== Materials provided

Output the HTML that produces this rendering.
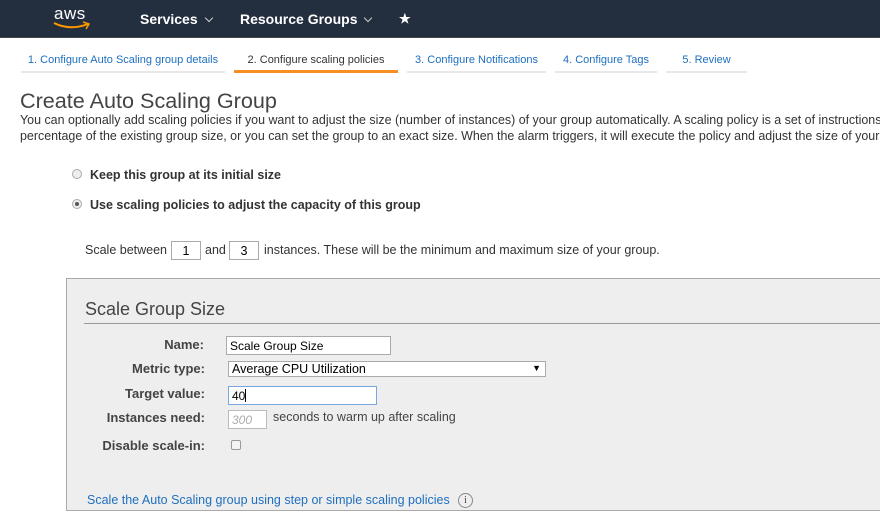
<!DOCTYPE html>
<html><head><style>
*{margin:0;padding:0;box-sizing:border-box}
body{width:880px;height:530px;overflow:hidden;background:#fff;font-family:"Liberation Sans",Arial,sans-serif;color:#333;position:relative}
.a{position:absolute;white-space:nowrap}
.hdr{position:absolute;left:0;top:0;width:880px;height:38px;background:#232f3e;border-bottom:1px solid #444}
.nav{color:#fff;font-weight:bold;font-size:14px}
.tab{position:absolute;top:54px;font-size:11px;color:#1e6fbf;text-align:center;height:19px;border-bottom:2px solid #e8e8e8}
.lbl{font-weight:bold;font-size:13px;color:#444;text-align:right;width:140px}
.inp{position:absolute;border:1px solid #aaa;background:#fff;font-size:12px;padding-left:3px;color:#000}
.chev{display:inline-block;width:6px;height:6px;border-right:1.5px solid #ccc;border-bottom:1.5px solid #ccc;transform:rotate(45deg);margin-left:8px;vertical-align:3px}
</style></head><body>
<div class="hdr">
<div class="a" style="left:54px;top:4px;color:#fff;font-size:17px;letter-spacing:0.5px">aws</div>
<svg class="a" style="left:52px;top:21px" width="40" height="10"><path d="M2 2 Q18 10 36 3" stroke="#f90" stroke-width="2" fill="none"/><path d="M31 1 L37 3 L34 8" stroke="#f90" stroke-width="1.5" fill="none"/></svg>
<div class="a nav" style="left:140px;top:11px">Services<span class="chev"></span></div>
<div class="a nav" style="left:240px;top:11px">Resource Groups<span class="chev"></span></div>
<div class="a nav" style="left:399px;top:11px;font-size:13px">&#9733;</div>
</div>
<div class="tab" style="left:21px;width:204px">1. Configure Auto Scaling group details</div>
<div class="tab" style="left:234px;width:164px;color:#333;border-bottom:3px solid #f7901e">2. Configure scaling policies</div>
<div class="tab" style="left:407px;width:139px">3. Configure Notifications</div>
<div class="tab" style="left:555px;width:102px">4. Configure Tags</div>
<div class="tab" style="left:666px;width:81px">5. Review</div>
<div class="a" style="left:20px;top:88px;font-size:21.6px;color:#444">Create Auto Scaling Group</div>
<div class="a" style="left:20px;top:113px;font-size:12.45px;color:#333">You can optionally add scaling policies if you want to adjust the size (number of instances) of your group automatically. A scaling policy is a set of instructions</div>
<div class="a" style="left:20px;top:129px;font-size:12.45px;color:#333">percentage of the existing group size, or you can set the group to an exact size. When the alarm triggers, it will execute the policy and adjust the size of your</div>
<div class="a" style="left:72px;top:169px;width:10px;height:10px;border:1px solid #aaa;border-radius:50%;background:#eee"></div>
<div class="a" style="left:90px;top:168px;font-size:12.5px;font-weight:bold;color:#333">Keep this group at its initial size</div>
<div class="a" style="left:72px;top:199px;width:10px;height:10px;border:1px solid #aaa;border-radius:50%;background:#eee"><div style="width:4px;height:4px;border-radius:50%;background:#555;margin:2px"></div></div>
<div class="a" style="left:90px;top:198px;font-size:12.5px;font-weight:bold;color:#333">Use scaling policies to adjust the capacity of this group</div>
<div class="a" style="left:85px;top:243px;font-size:12.5px;color:#333">Scale between</div>
<div class="inp" style="left:171px;top:241px;width:30px;height:19px;text-align:center;font-size:12.5px;padding:2px 0 0">1</div>
<div class="a" style="left:205px;top:243px;font-size:12.5px;color:#333">and</div>
<div class="inp" style="left:229px;top:241px;width:30px;height:19px;text-align:center;font-size:12.5px;padding:2px 0 0">3</div>
<div class="a" style="left:264px;top:243px;font-size:12.5px;color:#333">instances. These will be the minimum and maximum size of your group.</div>
<div class="a" style="left:66px;top:278px;width:830px;height:233px;background:#eee;border:1px solid #aaa"></div>
<div class="a" style="left:85px;top:299px;font-size:18px;color:#444">Scale Group Size</div>
<div class="a" style="left:84px;top:323px;width:800px;height:1px;background:#999"></div>
<div class="a lbl" style="left:64px;top:337px">Name:</div>
<div class="inp" style="left:226px;top:336px;width:165px;height:19px;padding-top:2px">Scale Group Size</div>
<div class="a lbl" style="left:65px;top:361px">Metric type:</div>
<div class="inp" style="left:228px;top:361px;width:318px;height:16px;padding-top:0;font-size:12.5px">Average CPU Utilization<span style="position:absolute;right:4px;top:1px;font-size:9px">&#9660;</span></div>
<div class="a lbl" style="left:65px;top:386px">Target value:</div>
<div class="inp" style="left:228px;top:386px;width:149px;height:19px;border:1px solid #7aa7e0;padding-top:2px">40<span style="display:inline-block;width:1px;height:13px;background:#000;vertical-align:-2px"></span></div>
<div class="a lbl" style="left:65px;top:410px">Instances need:</div>
<div class="inp" style="left:228px;top:410px;width:39px;height:19px;border-color:#bbb;color:#aaa;font-style:italic;padding-top:2px">300</div>
<div class="a" style="left:273px;top:410px;font-size:12.5px;color:#444">seconds to warm up after scaling</div>
<div class="a lbl" style="left:65px;top:438px">Disable scale-in:</div>
<div class="a" style="left:231px;top:440px;width:10px;height:10px;border:1px solid #999;border-radius:2px;background:#f4f4f4"></div>
<div class="a" style="left:87px;top:493px;font-size:12.5px;color:#1e6fbf">Scale the Auto Scaling group using step or simple scaling policies</div>
<div class="a" style="left:458px;top:493px;width:15px;height:15px;border:1px solid #888;border-radius:50%;font-size:10px;text-align:center;line-height:13px;color:#444;font-family:'Liberation Serif',serif">i</div>
</body></html>
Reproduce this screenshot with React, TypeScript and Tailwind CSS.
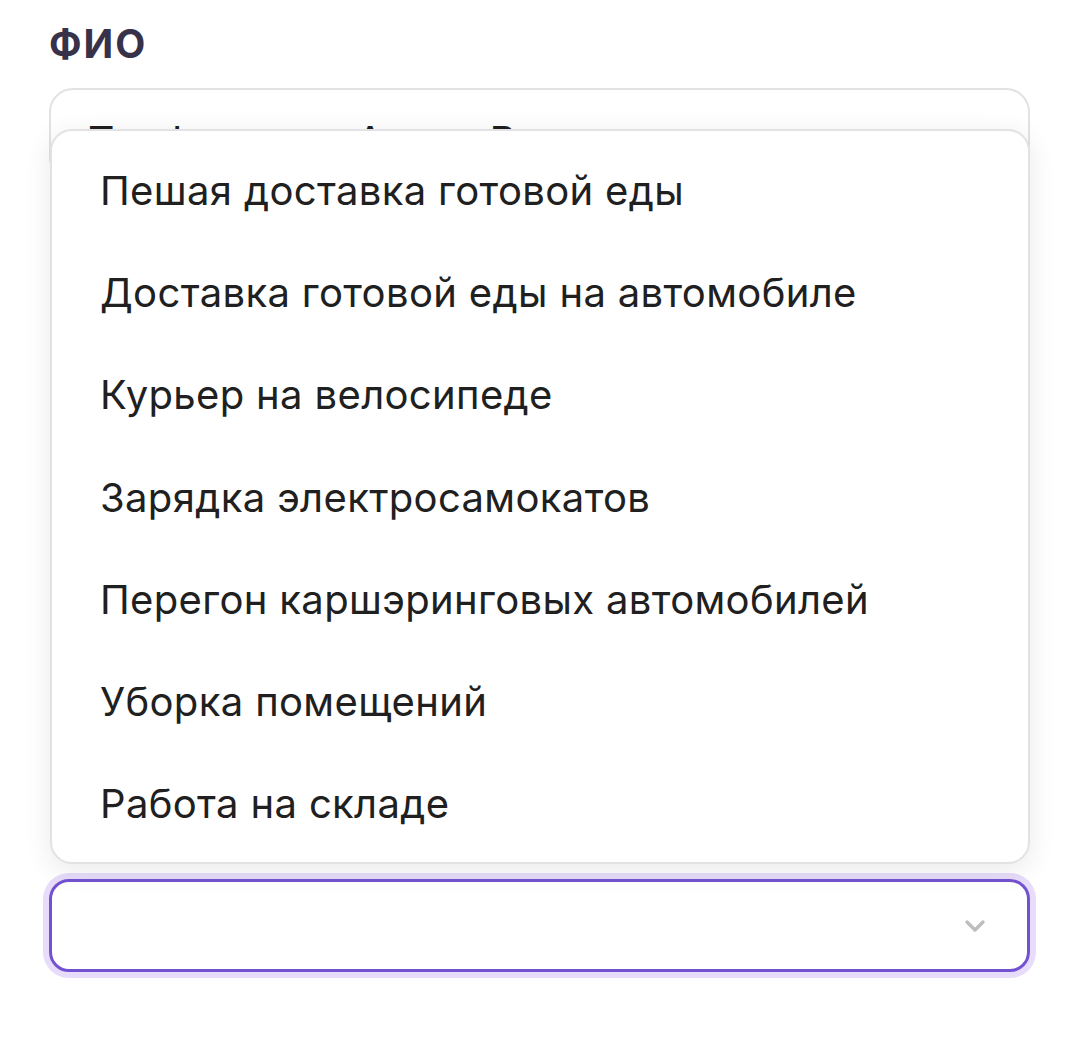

====

* _What is needed_:
Extract all the entries word for word; omit any pictures.

* _Full output_:
Output the HTML that produces this rendering.
<!DOCTYPE html>
<html><head><style>
*{margin:0;padding:0;box-sizing:border-box}
body{width:880px;height:530px;overflow:hidden;background:#fff;font-family:"Liberation Sans",Arial,sans-serif;color:#333;position:relative}
.a{position:absolute;white-space:nowrap}
.hdr{position:absolute;left:0;top:0;width:880px;height:38px;background:#232f3e;border-bottom:1px solid #444}
.nav{color:#fff;font-weight:bold;font-size:14px}
.tab{position:absolute;top:54px;font-size:11px;color:#1e6fbf;text-align:center;height:19px;border-bottom:2px solid #e8e8e8}
.lbl{font-weight:bold;font-size:13px;color:#444;text-align:right;width:140px}
.inp{position:absolute;border:1px solid #aaa;background:#fff;font-size:12px;padding-left:3px;color:#000}
.chev{display:inline-block;width:6px;height:6px;border-right:1.5px solid #ccc;border-bottom:1.5px solid #ccc;transform:rotate(45deg);margin-left:8px;vertical-align:3px}
</style></head><body>
<div class="hdr">
<div class="a" style="left:54px;top:4px;color:#fff;font-size:17px;letter-spacing:0.5px">aws</div>
<svg class="a" style="left:52px;top:21px" width="40" height="10"><path d="M2 2 Q18 10 36 3" stroke="#f90" stroke-width="2" fill="none"/><path d="M31 1 L37 3 L34 8" stroke="#f90" stroke-width="1.5" fill="none"/></svg>
<div class="a nav" style="left:140px;top:11px">Services<span class="chev"></span></div>
<div class="a nav" style="left:240px;top:11px">Resource Groups<span class="chev"></span></div>
<div class="a nav" style="left:399px;top:11px;font-size:13px">&#9733;</div>
</div>
<div class="tab" style="left:21px;width:204px">1. Configure Auto Scaling group details</div>
<div class="tab" style="left:234px;width:164px;color:#333;border-bottom:3px solid #f7901e">2. Configure scaling policies</div>
<div class="tab" style="left:407px;width:139px">3. Configure Notifications</div>
<div class="tab" style="left:555px;width:102px">4. Configure Tags</div>
<div class="tab" style="left:666px;width:81px">5. Review</div>
<div class="a" style="left:20px;top:88px;font-size:21.6px;color:#444">Create Auto Scaling Group</div>
<div class="a" style="left:20px;top:113px;font-size:12.45px;color:#333">You can optionally add scaling policies if you want to adjust the size (number of instances) of your group automatically. A scaling policy is a set of instructions</div>
<div class="a" style="left:20px;top:129px;font-size:12.45px;color:#333">percentage of the existing group size, or you can set the group to an exact size. When the alarm triggers, it will execute the policy and adjust the size of your</div>
<div class="a" style="left:72px;top:169px;width:10px;height:10px;border:1px solid #aaa;border-radius:50%;background:#eee"></div>
<div class="a" style="left:90px;top:168px;font-size:12.5px;font-weight:bold;color:#333">Keep this group at its initial size</div>
<div class="a" style="left:72px;top:199px;width:10px;height:10px;border:1px solid #aaa;border-radius:50%;background:#eee"><div style="width:4px;height:4px;border-radius:50%;background:#555;margin:2px"></div></div>
<div class="a" style="left:90px;top:198px;font-size:12.5px;font-weight:bold;color:#333">Use scaling policies to adjust the capacity of this group</div>
<div class="a" style="left:85px;top:243px;font-size:12.5px;color:#333">Scale between</div>
<div class="inp" style="left:171px;top:241px;width:30px;height:19px;text-align:center;font-size:12.5px;padding:2px 0 0">1</div>
<div class="a" style="left:205px;top:243px;font-size:12.5px;color:#333">and</div>
<div class="inp" style="left:229px;top:241px;width:30px;height:19px;text-align:center;font-size:12.5px;padding:2px 0 0">3</div>
<div class="a" style="left:264px;top:243px;font-size:12.5px;color:#333">instances. These will be the minimum and maximum size of your group.</div>
<div class="a" style="left:66px;top:278px;width:830px;height:233px;background:#eee;border:1px solid #aaa"></div>
<div class="a" style="left:85px;top:299px;font-size:18px;color:#444">Scale Group Size</div>
<div class="a" style="left:84px;top:323px;width:800px;height:1px;background:#999"></div>
<div class="a lbl" style="left:64px;top:337px">Name:</div>
<div class="inp" style="left:226px;top:336px;width:165px;height:19px;padding-top:2px">Scale Group Size</div>
<div class="a lbl" style="left:65px;top:361px">Metric type:</div>
<div class="inp" style="left:228px;top:361px;width:318px;height:16px;padding-top:0;font-size:12.5px">Average CPU Utilization<span style="position:absolute;right:4px;top:1px;font-size:9px">&#9660;</span></div>
<div class="a lbl" style="left:65px;top:386px">Target value:</div>
<div class="inp" style="left:228px;top:386px;width:149px;height:19px;border:1px solid #7aa7e0;padding-top:2px">40<span style="display:inline-block;width:1px;height:13px;background:#000;vertical-align:-2px"></span></div>
<div class="a lbl" style="left:65px;top:410px">Instances need:</div>
<div class="inp" style="left:228px;top:410px;width:39px;height:19px;border-color:#bbb;color:#aaa;font-style:italic;padding-top:2px">300</div>
<div class="a" style="left:273px;top:410px;font-size:12.5px;color:#444">seconds to warm up after scaling</div>
<div class="a lbl" style="left:65px;top:438px">Disable scale-in:</div>
<div class="a" style="left:231px;top:440px;width:10px;height:10px;border:1px solid #999;border-radius:2px;background:#f4f4f4"></div>
<div class="a" style="left:87px;top:493px;font-size:12.5px;color:#1e6fbf">Scale the Auto Scaling group using step or simple scaling policies</div>
<div class="a" style="left:458px;top:493px;width:15px;height:15px;border:1px solid #888;border-radius:50%;font-size:10px;text-align:center;line-height:13px;color:#444;font-family:'Liberation Serif',serif">i</div>
</body></html>
Reproduce this screenshot with React, TypeScript and Tailwind CSS.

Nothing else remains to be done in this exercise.